▶ [EXERCISE]:
Count the lines below that contain "What". Give only the number.

▶ [SUPPLIED DATA]:
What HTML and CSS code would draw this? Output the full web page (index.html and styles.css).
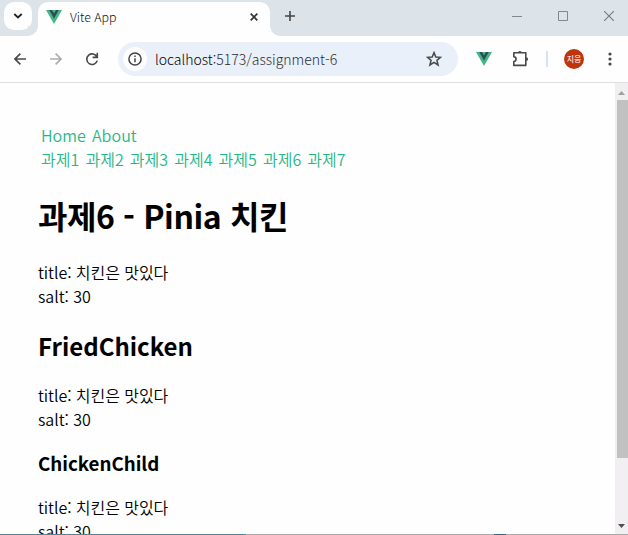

* * *

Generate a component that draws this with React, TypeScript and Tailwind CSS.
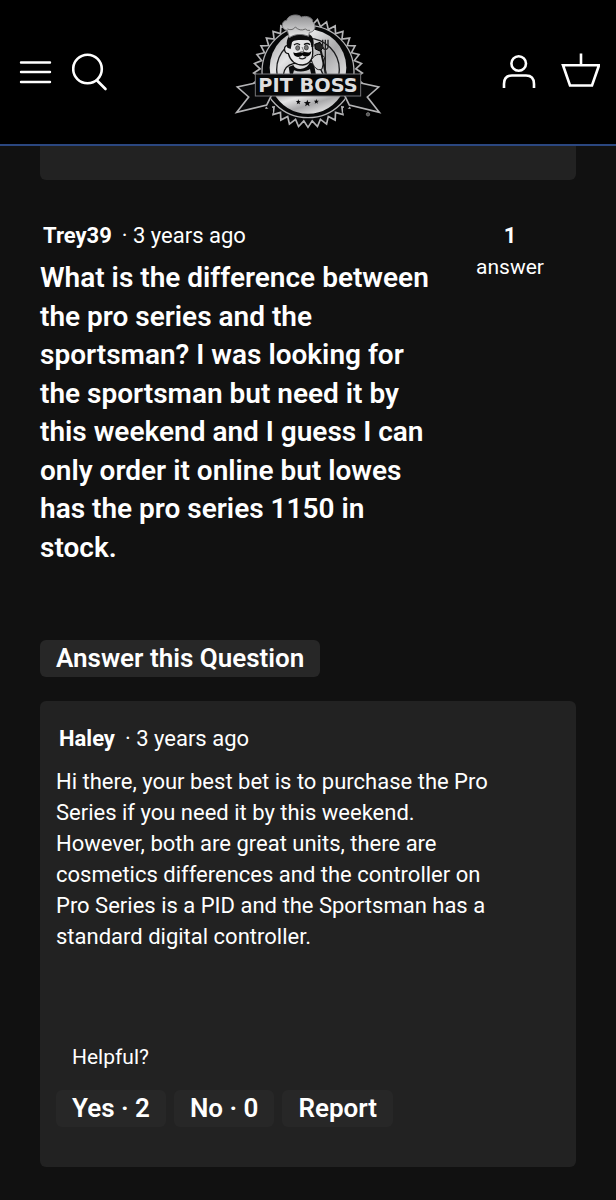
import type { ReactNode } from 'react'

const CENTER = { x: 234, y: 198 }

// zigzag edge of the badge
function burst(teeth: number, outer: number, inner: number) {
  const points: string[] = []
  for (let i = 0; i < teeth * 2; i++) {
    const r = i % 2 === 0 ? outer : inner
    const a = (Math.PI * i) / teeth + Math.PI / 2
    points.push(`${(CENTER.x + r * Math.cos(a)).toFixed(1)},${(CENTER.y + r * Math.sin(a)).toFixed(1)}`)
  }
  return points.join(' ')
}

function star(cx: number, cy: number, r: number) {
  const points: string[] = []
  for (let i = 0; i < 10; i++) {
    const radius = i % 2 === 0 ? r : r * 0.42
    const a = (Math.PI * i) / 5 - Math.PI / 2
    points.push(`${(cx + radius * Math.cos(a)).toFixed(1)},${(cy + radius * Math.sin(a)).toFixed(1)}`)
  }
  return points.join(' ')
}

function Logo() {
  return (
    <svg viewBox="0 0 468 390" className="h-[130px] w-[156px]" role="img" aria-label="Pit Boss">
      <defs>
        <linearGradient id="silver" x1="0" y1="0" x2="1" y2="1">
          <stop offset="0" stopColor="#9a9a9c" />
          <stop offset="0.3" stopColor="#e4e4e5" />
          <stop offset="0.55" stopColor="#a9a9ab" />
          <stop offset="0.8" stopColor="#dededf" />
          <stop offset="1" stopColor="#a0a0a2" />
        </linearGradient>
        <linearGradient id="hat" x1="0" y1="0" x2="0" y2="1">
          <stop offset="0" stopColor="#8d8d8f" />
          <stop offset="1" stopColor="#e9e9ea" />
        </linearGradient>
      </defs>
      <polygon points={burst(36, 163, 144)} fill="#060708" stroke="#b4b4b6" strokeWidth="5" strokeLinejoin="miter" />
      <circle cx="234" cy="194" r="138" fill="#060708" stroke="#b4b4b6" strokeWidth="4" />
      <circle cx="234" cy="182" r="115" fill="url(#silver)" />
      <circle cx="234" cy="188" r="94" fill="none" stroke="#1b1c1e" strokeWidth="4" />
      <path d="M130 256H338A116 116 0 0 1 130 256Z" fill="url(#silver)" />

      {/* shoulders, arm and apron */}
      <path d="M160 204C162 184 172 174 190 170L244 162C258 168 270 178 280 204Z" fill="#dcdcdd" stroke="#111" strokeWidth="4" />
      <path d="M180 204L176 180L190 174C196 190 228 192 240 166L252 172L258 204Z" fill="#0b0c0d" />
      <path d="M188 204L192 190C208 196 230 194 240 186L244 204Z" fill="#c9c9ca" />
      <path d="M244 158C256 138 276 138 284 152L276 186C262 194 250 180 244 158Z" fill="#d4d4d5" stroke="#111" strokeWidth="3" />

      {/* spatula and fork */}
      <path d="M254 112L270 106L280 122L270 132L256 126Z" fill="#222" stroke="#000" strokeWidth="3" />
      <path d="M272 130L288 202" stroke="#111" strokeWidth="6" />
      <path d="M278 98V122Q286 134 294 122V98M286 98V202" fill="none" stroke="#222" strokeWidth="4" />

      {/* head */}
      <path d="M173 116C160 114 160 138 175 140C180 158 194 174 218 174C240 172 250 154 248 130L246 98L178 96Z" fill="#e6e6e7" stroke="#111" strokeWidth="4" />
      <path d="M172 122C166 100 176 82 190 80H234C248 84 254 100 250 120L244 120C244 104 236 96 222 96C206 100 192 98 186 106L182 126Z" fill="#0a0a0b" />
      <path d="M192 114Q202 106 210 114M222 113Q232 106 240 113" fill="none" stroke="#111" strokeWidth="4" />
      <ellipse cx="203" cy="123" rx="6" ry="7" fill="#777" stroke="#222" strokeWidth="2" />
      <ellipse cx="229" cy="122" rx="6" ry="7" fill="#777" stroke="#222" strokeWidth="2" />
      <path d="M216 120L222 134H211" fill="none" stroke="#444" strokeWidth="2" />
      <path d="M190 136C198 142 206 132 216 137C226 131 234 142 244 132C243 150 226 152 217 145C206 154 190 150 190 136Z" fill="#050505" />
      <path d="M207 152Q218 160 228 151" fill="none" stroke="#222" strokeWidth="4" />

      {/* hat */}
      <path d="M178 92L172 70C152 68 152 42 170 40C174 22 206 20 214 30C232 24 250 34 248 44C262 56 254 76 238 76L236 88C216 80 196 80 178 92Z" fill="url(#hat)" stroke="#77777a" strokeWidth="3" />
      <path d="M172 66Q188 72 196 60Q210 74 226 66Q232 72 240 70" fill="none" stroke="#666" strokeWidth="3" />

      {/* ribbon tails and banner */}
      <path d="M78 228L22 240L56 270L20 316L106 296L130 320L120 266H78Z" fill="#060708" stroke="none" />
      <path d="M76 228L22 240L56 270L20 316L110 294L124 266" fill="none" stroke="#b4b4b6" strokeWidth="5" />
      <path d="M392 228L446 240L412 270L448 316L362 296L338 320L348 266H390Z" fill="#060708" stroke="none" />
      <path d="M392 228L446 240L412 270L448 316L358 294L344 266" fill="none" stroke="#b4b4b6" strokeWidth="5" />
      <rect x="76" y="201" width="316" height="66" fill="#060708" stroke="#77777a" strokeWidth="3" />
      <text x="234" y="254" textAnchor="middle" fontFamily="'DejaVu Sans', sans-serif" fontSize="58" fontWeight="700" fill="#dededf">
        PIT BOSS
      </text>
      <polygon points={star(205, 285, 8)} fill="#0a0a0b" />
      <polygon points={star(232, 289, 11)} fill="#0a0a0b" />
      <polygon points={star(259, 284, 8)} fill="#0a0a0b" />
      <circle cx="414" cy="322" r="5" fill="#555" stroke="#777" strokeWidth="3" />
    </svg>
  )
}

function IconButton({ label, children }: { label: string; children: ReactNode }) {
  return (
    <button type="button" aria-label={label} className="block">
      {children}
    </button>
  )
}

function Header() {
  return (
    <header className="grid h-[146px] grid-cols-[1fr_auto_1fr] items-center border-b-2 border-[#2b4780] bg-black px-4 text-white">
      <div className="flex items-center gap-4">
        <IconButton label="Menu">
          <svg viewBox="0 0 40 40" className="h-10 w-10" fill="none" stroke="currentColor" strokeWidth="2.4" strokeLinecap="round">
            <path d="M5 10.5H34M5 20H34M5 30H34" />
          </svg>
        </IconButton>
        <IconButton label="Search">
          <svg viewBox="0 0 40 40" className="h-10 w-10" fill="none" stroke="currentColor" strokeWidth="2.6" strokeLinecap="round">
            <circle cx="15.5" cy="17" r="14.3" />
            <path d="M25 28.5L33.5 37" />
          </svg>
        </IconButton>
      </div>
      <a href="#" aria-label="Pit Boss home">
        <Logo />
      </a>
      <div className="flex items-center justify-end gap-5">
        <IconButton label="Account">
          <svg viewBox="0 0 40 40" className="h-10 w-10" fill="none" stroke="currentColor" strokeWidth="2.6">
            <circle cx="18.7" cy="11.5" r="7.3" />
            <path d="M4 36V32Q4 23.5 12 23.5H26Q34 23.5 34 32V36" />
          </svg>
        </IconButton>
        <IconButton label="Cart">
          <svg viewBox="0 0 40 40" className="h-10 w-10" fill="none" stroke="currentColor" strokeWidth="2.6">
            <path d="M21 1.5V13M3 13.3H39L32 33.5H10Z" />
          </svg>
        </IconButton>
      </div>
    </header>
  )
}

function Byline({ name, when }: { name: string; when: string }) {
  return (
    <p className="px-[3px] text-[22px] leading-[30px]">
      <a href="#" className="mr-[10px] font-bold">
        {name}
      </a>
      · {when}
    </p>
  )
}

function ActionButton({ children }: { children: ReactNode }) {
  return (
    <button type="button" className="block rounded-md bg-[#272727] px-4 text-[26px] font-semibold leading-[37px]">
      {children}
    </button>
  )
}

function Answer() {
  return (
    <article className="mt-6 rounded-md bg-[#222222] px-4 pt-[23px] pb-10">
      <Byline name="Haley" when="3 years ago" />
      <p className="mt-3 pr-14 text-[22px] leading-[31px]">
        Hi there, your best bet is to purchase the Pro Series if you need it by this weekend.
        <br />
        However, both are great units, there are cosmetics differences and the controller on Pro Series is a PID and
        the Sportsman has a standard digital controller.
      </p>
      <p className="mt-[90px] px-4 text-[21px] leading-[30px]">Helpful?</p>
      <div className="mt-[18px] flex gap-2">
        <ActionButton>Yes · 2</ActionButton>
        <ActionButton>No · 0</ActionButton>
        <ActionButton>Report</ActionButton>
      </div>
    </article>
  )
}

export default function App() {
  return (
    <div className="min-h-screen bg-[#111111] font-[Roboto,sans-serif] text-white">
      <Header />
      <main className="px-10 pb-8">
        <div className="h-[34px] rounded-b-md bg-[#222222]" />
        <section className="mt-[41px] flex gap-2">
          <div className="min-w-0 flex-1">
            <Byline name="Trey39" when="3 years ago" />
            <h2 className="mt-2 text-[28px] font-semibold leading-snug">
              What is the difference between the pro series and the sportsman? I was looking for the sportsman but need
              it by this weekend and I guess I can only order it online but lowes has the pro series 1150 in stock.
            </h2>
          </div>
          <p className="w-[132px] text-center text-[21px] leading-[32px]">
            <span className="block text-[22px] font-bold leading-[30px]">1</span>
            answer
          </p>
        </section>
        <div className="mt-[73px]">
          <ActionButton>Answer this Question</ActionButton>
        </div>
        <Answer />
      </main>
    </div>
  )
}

▶ [SOLUTION TO THE EXERCISE]:
2